たとえば漁師との関わりでいうと、大量に獲って安く売るという固定観念を払拭するところから始めたそうだ。そのために漁師たちをお店に呼んで勉強会を開いたり、実際に料理を食べてもらったりして、自分たちが獲った魚の市場価値を知ってもらう取り組みを続けてきた。
仲買人が一方的に値決めをするのではなく、価値を理解して自分たちでも値決めできるように意識を変えた上で、池端さんは正当な価格で直接取引をしている。農家との関係も同じで、日本一のトマトだと思っている能登のトマト農家からは、農家がつけた値段の倍額でトマトを購入しているそうだ。

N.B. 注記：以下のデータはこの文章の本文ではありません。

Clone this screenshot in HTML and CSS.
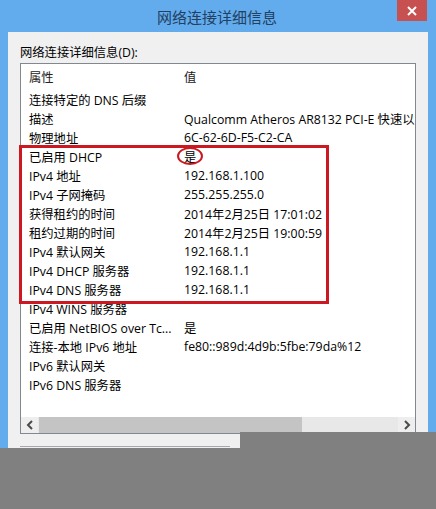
FILE: index.html
```html
<!DOCTYPE html>
<html lang="zh-CN">
<head>
<meta charset="utf-8">
<title>网络连接详细信息</title>
<link rel="stylesheet" href="styles.css">
</head>
<body>
<div class="window">
  <div class="titlebar">
    <span class="title">网络连接详细信息</span>
    <div class="close"><svg width="10" height="10" viewBox="0 0 10 10"><path d="M1 1L9 9M9 1L1 9" stroke="#fff" stroke-width="2"/></svg></div>
  </div>
  <div class="client">
    <div class="label">网络连接详细信息(D):</div>
    <div class="listbox">
      <div class="rows">
        <div class="row header"><span class="c1">属性</span><span class="c2">值</span></div>
        <div class="row"><span class="c1">连接特定的 DNS 后缀</span><span class="c2"></span></div>
        <div class="row"><span class="c1">描述</span><span class="c2">Qualcomm Atheros AR8132 PCI-E 快速以太网控制器 (NDIS 6.30)</span></div>
        <div class="row"><span class="c1">物理地址</span><span class="c2">6C-62-6D-F5-C2-CA</span></div>
        <div class="row"><span class="c1">已启用 DHCP</span><span class="c2">是</span></div>
        <div class="row"><span class="c1">IPv4 地址</span><span class="c2">192.168.1.100</span></div>
        <div class="row"><span class="c1">IPv4 子网掩码</span><span class="c2">255.255.255.0</span></div>
        <div class="row"><span class="c1">获得租约的时间</span><span class="c2">2014年2月25日 17:01:02</span></div>
        <div class="row"><span class="c1">租约过期的时间</span><span class="c2">2014年2月25日 19:00:59</span></div>
        <div class="row"><span class="c1">IPv4 默认网关</span><span class="c2">192.168.1.1</span></div>
        <div class="row"><span class="c1">IPv4 DHCP 服务器</span><span class="c2">192.168.1.1</span></div>
        <div class="row"><span class="c1">IPv4 DNS 服务器</span><span class="c2">192.168.1.1</span></div>
        <div class="row"><span class="c1">IPv4 WINS 服务器</span><span class="c2"></span></div>
        <div class="row"><span class="c1">已启用 NetBIOS over Tc...</span><span class="c2">是</span></div>
        <div class="row"><span class="c1">连接-本地 IPv6 地址</span><span class="c2">fe80::989d:4d9b:5fbe:79da%12</span></div>
        <div class="row"><span class="c1">IPv6 默认网关</span><span class="c2"></span></div>
        <div class="row"><span class="c1">IPv6 DNS 服务器</span><span class="c2"></span></div>
      </div>
      <div class="hscroll">
        <div class="arrow"><svg width="8" height="10" viewBox="0 0 8 10"><path d="M6 1L2 5L6 9" fill="none" stroke="#4a4a4a" stroke-width="2"/></svg></div>
        <div class="track"><div class="thumb"></div></div>
        <div class="arrow"><svg width="8" height="10" viewBox="0 0 8 10"><path d="M2 1L6 5L2 9" fill="none" stroke="#4a4a4a" stroke-width="2"/></svg></div>
      </div>
    </div>
    <div class="bottomline"></div>
  </div>
  <div class="mark-rect"></div>
  <div class="mark-ellipse"></div>
  <div class="cover"></div>
</div>
</body>
</html>
```
FILE: styles.css
```css
html, body {
  margin: 0;
  padding: 0;
  background: #808080;
}
body {
  width: 436px;
  height: 509px;
  overflow: hidden;
  font-family: "Open Sans", "Noto Sans CJK SC", sans-serif;
  font-size: 12.3px;
  color: #000;
}
.window {
  position: relative;
  width: 436px;
  height: 448px;
  background: #62acee;
  display: flex;
  flex-direction: column;
}
.titlebar {
  position: relative;
  height: 32px;
  flex: none;
  display: flex;
  align-items: center;
  justify-content: center;
}
.title {
  font-family: "Noto Sans CJK SC", sans-serif;
  font-size: 15px;
  color: #22405f;
  margin-left: -2px;
}
.close {
  position: absolute;
  left: 397px;
  top: 0;
  width: 30px;
  height: 21px;
  background: #c75050;
  display: flex;
  align-items: center;
  justify-content: center;
}
.client {
  flex: 1;
  margin: 0 8px;
  background: #f0f0f0;
  padding: 13px 0 0 12px;
  display: flex;
  flex-direction: column;
}
.label {
  height: 18px;
  line-height: 16px;
  flex: none;
}
.listbox {
  width: 394px;
  height: 369px;
  flex: none;
  border: 1px solid #828790;
  background: #fff;
  display: grid;
  grid-template-rows: 353px 16px;
}
.rows {
  overflow: hidden;
}
.row {
  height: 19px;
  display: flex;
  align-items: center;
  white-space: nowrap;
  overflow: hidden;
}
.row.header {
  height: 26px;
  color: #222;
}
.c1 {
  width: 155px;
  padding-left: 8px;
  flex: none;
  overflow: hidden;
}
.c2 {
  flex: none;
}
.hscroll {
  display: grid;
  grid-template-columns: 17px 1fr 17px;
  background: #e8e8e8;
}
.arrow {
  display: flex;
  align-items: center;
  justify-content: center;
  background: #eeeeee;
}
.arrow svg {
  display: block;
}
.track {
  padding-left: 1px;
}
.thumb {
  width: 263px;
  height: 16px;
  background: #c4c4c4;
}
.bottomline {
  margin-top: 12px;
  width: 210px;
  border-top: 1px solid #a8a8a8;
}
.mark-rect {
  position: absolute;
  left: 19px;
  top: 145px;
  width: 304px;
  height: 153px;
  border: 3px solid #cc1820;
}
.mark-ellipse {
  position: absolute;
  left: 177px;
  top: 147px;
  width: 22px;
  height: 14px;
  border: 2.5px solid #cc1820;
  border-radius: 50%;
}
.cover {
  position: absolute;
  left: 240px;
  top: 432px;
  width: 196px;
  height: 16px;
  background: #808080;
}
```
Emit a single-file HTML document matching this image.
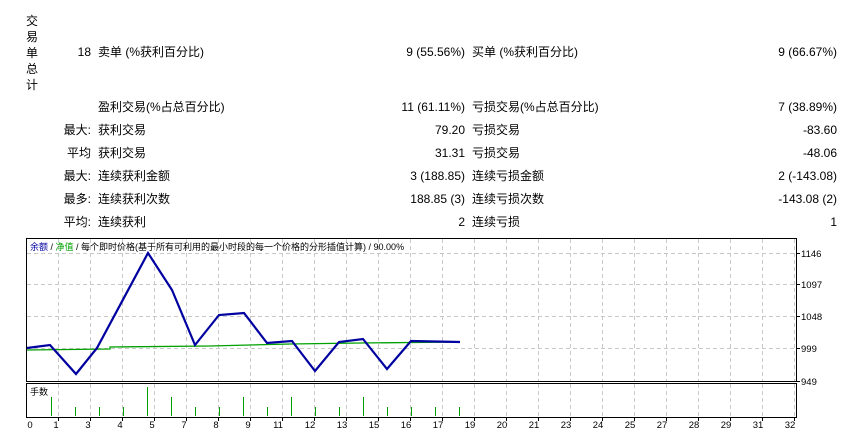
<!DOCTYPE html>
<html><head><meta charset="utf-8"><style>
body{margin:0;width:853px;height:437px;background:#fff;position:relative;overflow:hidden;font-family:"Liberation Sans","Noto Sans CJK SC",sans-serif;font-size:12px;color:#000}
.t{position:absolute;white-space:nowrap;line-height:14px}
.r{text-align:right}
.v{position:absolute;left:25px;width:14px;text-align:center;line-height:16px;font-size:12px}
</style></head><body>
<div class="v" style="top:13px">交<br>易<br>单<br>总<br>计</div>

<div class="t r" style="right:762px;top:45px">18</div>
<div class="t" style="left:98px;top:45px">卖单 (%获利百分比)</div>
<div class="t r" style="right:388px;top:45px">9 (55.56%)</div>
<div class="t" style="left:472px;top:45px">买单 (%获利百分比)</div>
<div class="t r" style="right:16px;top:45px">9 (66.67%)</div>

<div class="t" style="left:98px;top:100px">盈利交易(%占总百分比)</div>
<div class="t r" style="right:388px;top:100px">11 (61.11%)</div>
<div class="t" style="left:472px;top:100px">亏损交易(%占总百分比)</div>
<div class="t r" style="right:16px;top:100px">7 (38.89%)</div>

<div class="t r" style="right:762px;top:123px">最大:</div>
<div class="t" style="left:98px;top:123px">获利交易</div>
<div class="t r" style="right:388px;top:123px">79.20</div>
<div class="t" style="left:472px;top:123px">亏损交易</div>
<div class="t r" style="right:16px;top:123px">-83.60</div>

<div class="t r" style="right:762px;top:146px">平均</div>
<div class="t" style="left:98px;top:146px">获利交易</div>
<div class="t r" style="right:388px;top:146px">31.31</div>
<div class="t" style="left:472px;top:146px">亏损交易</div>
<div class="t r" style="right:16px;top:146px">-48.06</div>

<div class="t r" style="right:762px;top:169px">最大:</div>
<div class="t" style="left:98px;top:169px">连续获利金额</div>
<div class="t r" style="right:388px;top:169px">3 (188.85)</div>
<div class="t" style="left:472px;top:169px">连续亏损金额</div>
<div class="t r" style="right:16px;top:169px">2 (-143.08)</div>

<div class="t r" style="right:762px;top:192px">最多:</div>
<div class="t" style="left:98px;top:192px">连续获利次数</div>
<div class="t r" style="right:388px;top:192px">188.85 (3)</div>
<div class="t" style="left:472px;top:192px">连续亏损次数</div>
<div class="t r" style="right:16px;top:192px">-143.08 (2)</div>

<div class="t r" style="right:762px;top:215px">平均:</div>
<div class="t" style="left:98px;top:215px">连续获利</div>
<div class="t r" style="right:388px;top:215px">2</div>
<div class="t" style="left:472px;top:215px">连续亏损</div>
<div class="t r" style="right:16px;top:215px">1</div>

<svg width="853" height="437" style="position:absolute;left:0;top:0" font-family="Liberation Sans, Noto Sans CJK SC, sans-serif">
<g stroke="#c8c8c8" stroke-dasharray="4,3" stroke-width="1">
<path d="M58.5 239V381M90.5 239V381M122.5 239V381M154.5 239V381M186.5 239V381M218.5 239V381M250.5 239V381M282.5 239V381M314.5 239V381M346.5 239V381M378.5 239V381M410.5 239V381M442.5 239V381M474.5 239V381M506.5 239V381M538.5 239V381M570.5 239V381M602.5 239V381M634.5 239V381M666.5 239V381M698.5 239V381M730.5 239V381M762.5 239V381M794.5 239V381"/>
<path d="M58.5 384V417M90.5 384V417M122.5 384V417M154.5 384V417M186.5 384V417M218.5 384V417M250.5 384V417M282.5 384V417M314.5 384V417M346.5 384V417M378.5 384V417M410.5 384V417M442.5 384V417M474.5 384V417M506.5 384V417M538.5 384V417M570.5 384V417M602.5 384V417M634.5 384V417M666.5 384V417M698.5 384V417M730.5 384V417M762.5 384V417M794.5 384V417"/>
<path d="M27 253.5H797M27 284.5H797M27 316.5H797M27 348.5H797"/>
</g>
<rect x="26.5" y="238.5" width="770" height="143" fill="none" stroke="#000"/>
<rect x="26.5" y="383.5" width="770" height="34" fill="none" stroke="#000"/>
<g stroke="#000"><path d="M797 253.5h3M797 284.5h3M797 316.5h3M797 348.5h3M797 381.5h3"/>
<path d="M58.5 418v3M90.5 418v3M122.5 418v3M154.5 418v3M186.5 418v3M218.5 418v3M250.5 418v3M282.5 418v3M314.5 418v3M346.5 418v3M378.5 418v3M410.5 418v3M442.5 418v3M474.5 418v3M506.5 418v3M538.5 418v3M570.5 418v3M602.5 418v3M634.5 418v3M666.5 418v3M698.5 418v3M730.5 418v3M762.5 418v3M794.5 418v3"/></g>
<polyline fill="none" stroke="#00a000" stroke-width="1.3" points="27,350 110,349 110,347 210,346 290,344 360,343 460,342"/>
<polyline fill="none" stroke="#0000a0" stroke-width="2.2" points="27,348 50,345 76,374 97,348 148,253 172,290 195,345 219,315 244,313 267,343 292,341 315,371 339,342 363,339 387,369 411,341 460,342"/>
<g stroke="#00a000" stroke-width="1">
<path d="M51.5 397V416M75.5 407V416M99.5 407V416M123.5 407V416M147.5 387V416M171.5 397V416M195.5 407V416M219.5 407V416M243.5 397V416M267.5 407V416M291.5 397V416M315.5 407V416M339.5 407V416M363.5 397V416M387.5 407V416M411.5 407V416M435.5 407V416M459.5 407V416"/></g>
<text x="30" y="250" font-size="9"><tspan fill="#0000a0">余额</tspan> / <tspan fill="#00a000">净值</tspan> / 每个即时价格(基于所有可利用的最小时段的每一个价格的分形插值计算) / 90.00%</text>
<text x="30" y="395" font-size="9">手数</text>
<g font-size="9.5">
<text x="801" y="257">1146</text><text x="801" y="288">1097</text><text x="801" y="320">1048</text><text x="801" y="352">999</text><text x="801" y="385">949</text>
</g>
<g font-size="9.5" text-anchor="middle">
<text x="30" y="428">0</text><text x="56" y="428">1</text><text x="88" y="428">3</text><text x="120" y="428">4</text><text x="152" y="428">5</text><text x="184" y="428">7</text><text x="216" y="428">8</text><text x="248" y="428">9</text><text x="278" y="428">11</text><text x="310" y="428">12</text><text x="342" y="428">13</text><text x="374" y="428">15</text><text x="406" y="428">16</text><text x="438" y="428">17</text><text x="470" y="428">19</text><text x="502" y="428">20</text><text x="534" y="428">21</text><text x="566" y="428">23</text><text x="598" y="428">24</text><text x="630" y="428">25</text><text x="662" y="428">27</text><text x="694" y="428">28</text><text x="726" y="428">29</text><text x="758" y="428">31</text><text x="790" y="428">32</text>
</g>
</svg>
</body></html>
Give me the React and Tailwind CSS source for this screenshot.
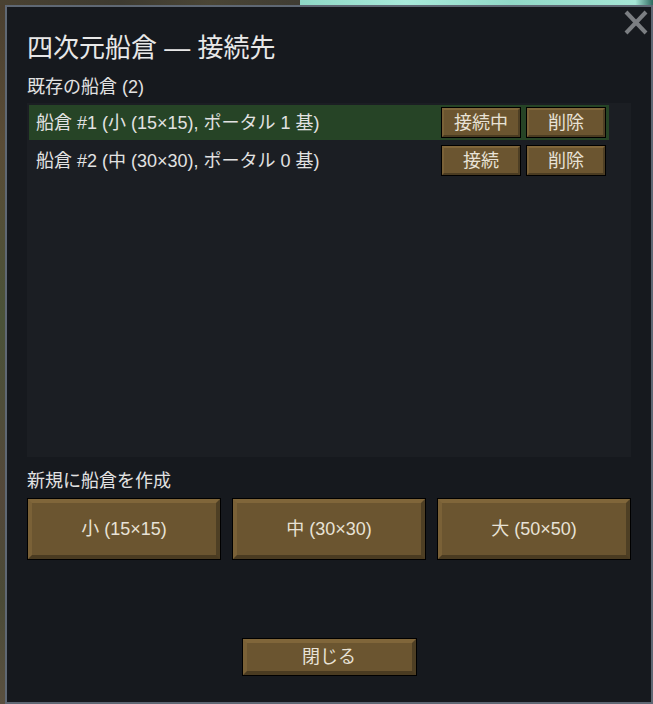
import React from "react";

const FONT = { fontFamily: '"Liberation Sans", "Noto Sans CJK JP", sans-serif' };

function SmallBtn({ children }) {
  return (
    <div className="w-[80px] h-[31px] border border-black flex shrink-0">
      <div className="flex-1 flex items-center justify-center bg-[#6b5530] border-2 border-t-[#80663a] border-l-[#7a6137] border-r-[#4e3f24] border-b-[#4a3b21] text-[18px] leading-none text-[#e8e2d6]">
        {children}
      </div>
    </div>
  );
}

function BigBtn({ children, className }) {
  return (
    <div className={"border border-black flex " + className}>
      <div className="flex-1 flex items-center justify-center bg-[#6b5530] border-4 border-t-[#80663a] border-l-[#7a6137] border-r-[#4e3f24] border-b-[#4a3b21] text-[18px] leading-none text-[#e8e2d6]">
        {children}
      </div>
    </div>
  );
}

function Row({ label, first, active }) {
  return (
    <div
      className={
        "h-[35px] flex items-center pl-[7px] pr-[3px] " +
        (active ? "bg-[#264426]" : "")
      }
    >
      <div className="flex-1 text-[18px] leading-none text-[#e2e2e2]">{label}</div>
      <div className="flex gap-[5px]">
        <SmallBtn>{first}</SmallBtn>
        <SmallBtn>削除</SmallBtn>
      </div>
    </div>
  );
}

export default function App() {
  return (
    <div className="w-[653px] h-[704px] overflow-hidden flex flex-col bg-[#4d4535]" style={FONT}>
      <div className="h-[5px] flex shrink-0">
        <div className="w-[300px] bg-[linear-gradient(90deg,#4a4232,#3d3a30_40%,#4a4535_70%,#3f3c33)]" />
        <div className="flex-1 bg-[linear-gradient(90deg,#8fd8c6,#a9eadb_30%,#92d9c8_60%,#a6e6d6_95%,#2f6a60)]" />
      </div>
      <div className="flex flex-1">
        <div className="w-[5px] shrink-0 bg-[linear-gradient(180deg,#4b4030,#5a4c36_20%,#4a5238_45%,#54483a_70%,#4a4a36_85%,#5a5040)]" />
        <div className="relative w-[648px] h-[699px] border-2 border-[#5f6874] bg-[#16191e] pl-[20px] pr-[20px] pt-[26px] flex flex-col">
          <button className="absolute top-[3px] right-[3px] w-[24px] h-[25px]">
            <svg width="24" height="25" viewBox="0 0 24 25">
              <line x1="2" y1="2" x2="22" y2="23" stroke="#7b7e82" strokeWidth="4" />
              <line x1="22" y1="2" x2="2" y2="23" stroke="#7b7e82" strokeWidth="4" />
            </svg>
          </button>
          <div className="h-[30px] flex items-center text-[26px] leading-none text-[#e8e8e8]">
            四次元船倉 — 接続先
          </div>
          <div className="h-[24px] mt-[12px] flex items-center text-[18px] leading-none text-[#e2e2e2]">
            既存の船倉 (2)
          </div>
          <div className="mt-[4px] h-[354px] bg-[#1b1e23] pt-[2px] pl-[2px] pr-[22px] flex flex-col gap-[3px]">
            <Row label="船倉 #1 (小 (15×15), ポータル 1 基)" first="接続中" active />
            <Row label="船倉 #2 (中 (30×30), ポータル 0 基)" first="接続" />
          </div>
          <div className="h-[24px] mt-[12px] flex items-center text-[18px] leading-none text-[#e2e2e2]">
            新規に船倉を作成
          </div>
          <div className="mt-[5px] grid grid-cols-3 gap-[11px]">
            <BigBtn className="h-[62px]">小 (15×15)</BigBtn>
            <BigBtn className="h-[62px]">中 (30×30)</BigBtn>
            <BigBtn className="h-[62px]">大 (50×50)</BigBtn>
          </div>
          <div className="mt-[78px] flex justify-center">
            <BigBtn className="w-[175px] h-[38px]">閉じる</BigBtn>
          </div>
        </div>
      </div>
    </div>
  );
}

牛肉に関しても、かなり力を入れて取り組んでいる。お店で使っているミルクはジャージー牛のものだが、ジャージー牛のオスはミルクを出さないため仔牛のうちに殺処分されてしまうという現実がある。それを知った池端さんは、仔牛の命を無駄にしないために別の牧場で飼育してもらって、それをお店で一頭買いしているのだ。
牧場がお金を払って殺処分していた命を、お金をもらって有効に活かすことができる。さらに、池端さんの手によって多くの人が喜ぶ料理にしてもらえる。これは地産地消という観点だけではなく、食の在り方自体を考え直すきっかけにもなる重要な取り組みだ。
店の売上のことだけを考えれば、安く仕入れられた方が得なのは事実。しかし、生産者が苦しい状況だと作る人も質の良い食材も減っていく。そうなると、レストランはつくるものがなくなり、それを食べるお客さんもいなくなっていくという負のスパイラルに陥ってしまう。目先の利益ではなく、地域全体と関係するすべての人のしあわせを考えて池端さんは行動しているのだ。
ただ、一人で取り組むには限界もある。より多くの食材や生産者、文化を守っていくために池原さんは、能登の料理人を集めて課題解決をするための団体も発足させた。生産者と料理人が力を合わせ、さらに自治体や企業とも連携しながら、100年後の能登の食文化を創造しようと日々活動しているそうだ。
「地方は大量生産・大量消費という資本主義的な発想に走ってはいけないと思うんです。生産者も料理人もお客さんも、地域に暮らす人々も含めて、みんながしあわせであることこそがサステナブルですから」
将来的にはオーベルジュにすることで滞在時間を長くして、もっと自分たちの考えや能登を知ってもらいたい。そして、それぞれの場所に持ち帰ってもらいたい。そんな思いを抱いている池端さんは、今後もさらに能登を深掘りしていくつもりだし、若い料理人にも能登の可能性を知ってもらいたいと考えている。
「能登に来たいと思う料理人がいれば、何でもお手伝いしますよ」
屈託のない笑顔でそう語る池端さん。こんなにも本気で地域を愛し、地域に愛されている人は他にいない。